The first was that the seat was a lowly 72 on Ukip’s target list. The second was that he had been leader of party whose image had been tarnished by infighting both figurative and literal for all of 12 weeks – the real work of his project had yet to begin. 

The chances of that project ever succeeding were modest at the very best. After yesterday’s defeat, it looks even more unlikely. Nuttall had originally stated his intention to run in the likely by-election in Leigh, Greater Manchester, when Andy Burnham wins the Greater Manchester metro mayoralty as is expected in May (Wigan, the borough of which Leigh is part, voted 64 per cent for Brexit).

If he goes ahead and stands – which he may well do – he will have to overturn a Labour majority of over 14,000. That, even before the unedifying row over the veracity of his Hillsborough recollections, was always going to be a big challenge. If he goes for it and loses, his leadership – predicated as it is on his supposed ability to win votes in the north - will be dead in the water. 

Nuttall is not entirely to blame, but he is a big part of Ukip’s problem. I visited Stoke the day before The Guardian published its initial report on Nuttall’s Hillsborough claims, and even then Nuttall’s campaign manager admitted that he was unlikely to convince the “hard core” of Conservative voters to back him. 

There are manifold reasons for this, but chief among them is that Nuttall, despite his newfound love of tweed, is no Nigel Farage. Not only does he lack his name recognition and box office appeal, but the sad truth is that the Tory voters Ukip need to attract are much less likely to vote for a party led by a Scouser whose platform consists of reassuring working-class voters their NHS and benefits are safe.
 
It is Farage and his allies – most notably the party’s main donor Arron Banks – who hold the most power over Nuttall’s future. Banks, who Nuttall publicly disowned as a non-member after he said he was “sick to death” of people “milking” the Hillsborough disaster, said on the eve of the Stoke poll that Ukip had to “remain radical” if it wanted to keep receiving his money. Farage himself has said the party’s campaign ought to have been “clearer” on immigration. 

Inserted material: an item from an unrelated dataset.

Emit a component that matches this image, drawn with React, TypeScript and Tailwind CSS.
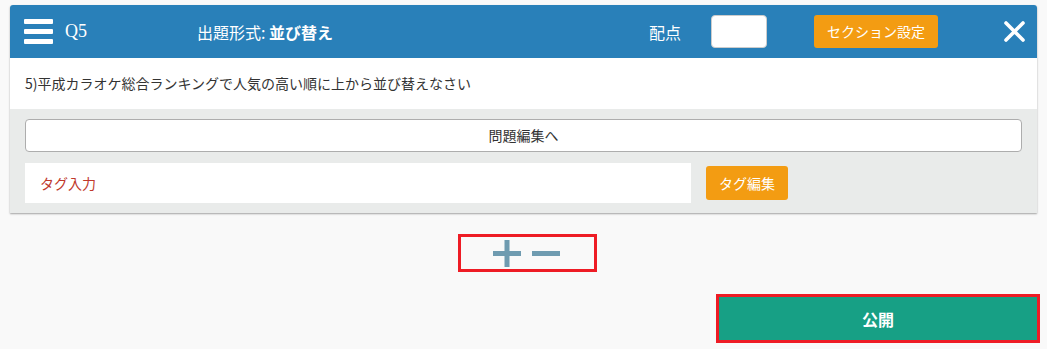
import React from "react";

const jp = "font-['Noto_Sans_CJK_JP','Noto_Sans',sans-serif]";

export default function App() {
  return (
    <div className={`min-h-[349px] w-[1047px] bg-[#f9f9f9] pt-[5px] ${jp}`}>
      <div className="mx-[10px] w-[1027px] bg-white shadow-[0_1px_2px_rgba(0,0,0,0.35)] rounded-t-[3px] overflow-hidden">
        {/* header */}
        <div className="flex h-[53px] items-center bg-[#2980b9] text-white">
          <div className="ml-[14px] flex w-[29px] flex-col gap-[5px]">
            <span className="h-[5px] rounded-[1px] bg-white" />
            <span className="h-[5px] rounded-[1px] bg-white" />
            <span className="h-[5px] rounded-[1px] bg-white" />
          </div>
          <div className="ml-[12px] w-[132px] font-['Liberation_Serif',serif] text-[18px]">Q5</div>
          <div className="w-[452px] text-[16px]">
            出題形式: <span className="font-bold">並び替え</span>
          </div>
          <div className="w-[62px] text-[16px]">配点</div>
          <div className="h-[33px] w-[56px] rounded-[4px] border border-[#ccc] bg-white" />
          <button className="ml-[47px] flex h-[33px] w-[124px] items-center justify-center rounded-[3px] bg-[#f39c12] text-[14px] text-white">
            セクション設定
          </button>
          <div className="ml-[66px] flex h-[21px] w-[21px] items-center justify-center">
            <svg width="21" height="21" viewBox="0 0 21 21">
              <path d="M2 2 L19 19 M19 2 L2 19" stroke="#fff" strokeWidth="3.6" strokeLinecap="round" />
            </svg>
          </div>
        </div>
        {/* question */}
        <div className="flex h-[51px] items-center pl-[15px] text-[14px] text-[#333]">
          5)平成カラオケ総合ランキングで人気の高い順に上から並び替えなさい
        </div>
        {/* gray area */}
        <div className="bg-[#e9ebea] px-[15px] pt-[10px] pb-[10px]">
          <button className="flex h-[33px] w-full items-center justify-center rounded-[4px] border border-[#adadad] bg-white text-[14px] text-[#333]">
            問題編集へ
          </button>
          <div className="mt-[11px] flex h-[40px] items-center">
            <div className="flex h-[40px] w-[666px] items-center bg-white pl-[15px] text-[14px] text-[#c0392b]">
              タグ入力
            </div>
            <button className="ml-[15px] flex h-[34px] w-[82px] items-center justify-center rounded-[3px] bg-[#f39c12] text-[14px] text-white">
              タグ編集
            </button>
          </div>
        </div>
      </div>

      {/* plus / minus */}
      <div className="mt-[21px] flex pl-[458px]">
        <div className="flex h-[38px] w-[139px] items-center border-[3px] border-[#ee1c25]">
          <svg className="ml-[32px]" width="28" height="27" viewBox="0 0 28 27">
            <rect x="0" y="11" width="28" height="5" fill="#6f9bb0" />
            <rect x="11.5" y="0" width="5" height="27" fill="#6f9bb0" />
          </svg>
          <svg className="ml-[11px]" width="28" height="5" viewBox="0 0 28 5">
            <rect x="0" y="0" width="28" height="5" fill="#6f9bb0" />
          </svg>
        </div>
      </div>

      {/* publish */}
      <div className="mt-[22px] flex pl-[716px]">
        <div className="h-[49px] w-[324px] border-[3px] border-[#ee1c25]">
          <button className="flex h-full w-full items-center justify-center bg-[#17a085] text-[16px] font-bold text-white">
            公開
          </button>
        </div>
      </div>
    </div>
  );
}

Senior party figures are already briefing against Nuttall and his team in the Telegraph, whose proprietors are chummy with the beer-swilling Farage-Banks axis. They deride him for his efforts to turn Ukip into “NiceKip” or “Nukip” in order to appeal to more women voters, and for the heavy-handedness of his pitch to Labour voters (“There were times when I wondered whether I’ve got a purple rosette or a red one on”, one told the paper). 

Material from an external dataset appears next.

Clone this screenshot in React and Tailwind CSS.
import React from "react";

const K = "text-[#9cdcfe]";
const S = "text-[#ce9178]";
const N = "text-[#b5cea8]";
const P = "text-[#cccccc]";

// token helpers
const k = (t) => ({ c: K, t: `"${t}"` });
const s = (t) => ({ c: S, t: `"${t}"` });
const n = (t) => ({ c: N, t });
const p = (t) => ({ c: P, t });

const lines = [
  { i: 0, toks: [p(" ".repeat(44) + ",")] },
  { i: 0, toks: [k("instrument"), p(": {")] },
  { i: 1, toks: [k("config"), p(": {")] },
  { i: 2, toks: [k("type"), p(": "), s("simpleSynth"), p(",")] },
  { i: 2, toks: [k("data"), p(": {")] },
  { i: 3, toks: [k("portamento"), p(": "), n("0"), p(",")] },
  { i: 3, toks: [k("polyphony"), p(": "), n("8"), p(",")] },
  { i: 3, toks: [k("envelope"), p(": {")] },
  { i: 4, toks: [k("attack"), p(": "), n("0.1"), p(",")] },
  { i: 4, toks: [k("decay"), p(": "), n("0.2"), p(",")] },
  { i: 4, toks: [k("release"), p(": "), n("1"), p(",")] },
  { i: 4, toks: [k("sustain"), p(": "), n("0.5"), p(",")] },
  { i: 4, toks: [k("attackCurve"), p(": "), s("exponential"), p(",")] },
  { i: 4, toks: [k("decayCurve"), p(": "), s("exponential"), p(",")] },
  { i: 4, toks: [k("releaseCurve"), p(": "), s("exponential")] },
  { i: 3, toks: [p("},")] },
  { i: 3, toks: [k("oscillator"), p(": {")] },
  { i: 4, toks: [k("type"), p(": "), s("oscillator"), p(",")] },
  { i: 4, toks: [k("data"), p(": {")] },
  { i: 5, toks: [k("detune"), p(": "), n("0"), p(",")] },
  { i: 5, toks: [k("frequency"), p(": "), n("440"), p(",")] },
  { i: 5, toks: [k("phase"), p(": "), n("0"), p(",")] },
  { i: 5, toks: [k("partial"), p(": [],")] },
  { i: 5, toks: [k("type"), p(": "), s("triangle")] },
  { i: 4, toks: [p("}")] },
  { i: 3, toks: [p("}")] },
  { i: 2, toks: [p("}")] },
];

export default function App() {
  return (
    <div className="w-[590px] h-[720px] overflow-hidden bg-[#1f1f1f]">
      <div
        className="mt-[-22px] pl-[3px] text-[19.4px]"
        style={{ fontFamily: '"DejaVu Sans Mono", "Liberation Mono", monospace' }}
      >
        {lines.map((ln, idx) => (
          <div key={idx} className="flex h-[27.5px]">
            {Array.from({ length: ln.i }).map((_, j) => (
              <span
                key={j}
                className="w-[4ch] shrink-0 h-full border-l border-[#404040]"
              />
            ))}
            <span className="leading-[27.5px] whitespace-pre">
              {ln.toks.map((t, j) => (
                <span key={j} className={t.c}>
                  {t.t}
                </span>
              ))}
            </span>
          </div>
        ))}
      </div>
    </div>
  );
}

It is Nuttall’s policy advisers - the anti-Farage awkward squad of Suzanne Evans, MEP Patrick O’Flynn (who famously branded Farage "snarling, thin-skinned and aggressive") and former leadership candidate Lisa Duffy – come in for the harshest criticism. Herein lies the leader's almost impossible task. Despite having pitched to members as a unity candidate, the two sides’ visions for Ukip are irreconcilable – one urges him to emulate Trump (who Nuttall says he would not have voted for), and the other urges a more moderate tack. 

Endorsing his leader on Question Time last night, Ukip’s sole MP Douglas Carswell blamed the legacy of the party’s Tea Party-inspired 2015 general election campaign, which saw Farage complain about foreigners with HIV using the NHS in ITV’s leaders debate, for the party’s poor performance in Stoke. Others, such as MEP Bill Etheridge, say precisely the opposite – that Nuttall must be more like Farage. 

Neither side has yet called for Nuttall’s head. He insists he is “not going anywhere”. With his febrile party no stranger to abortive coup and counter-coup, he is unlikely to be the one who has the final say.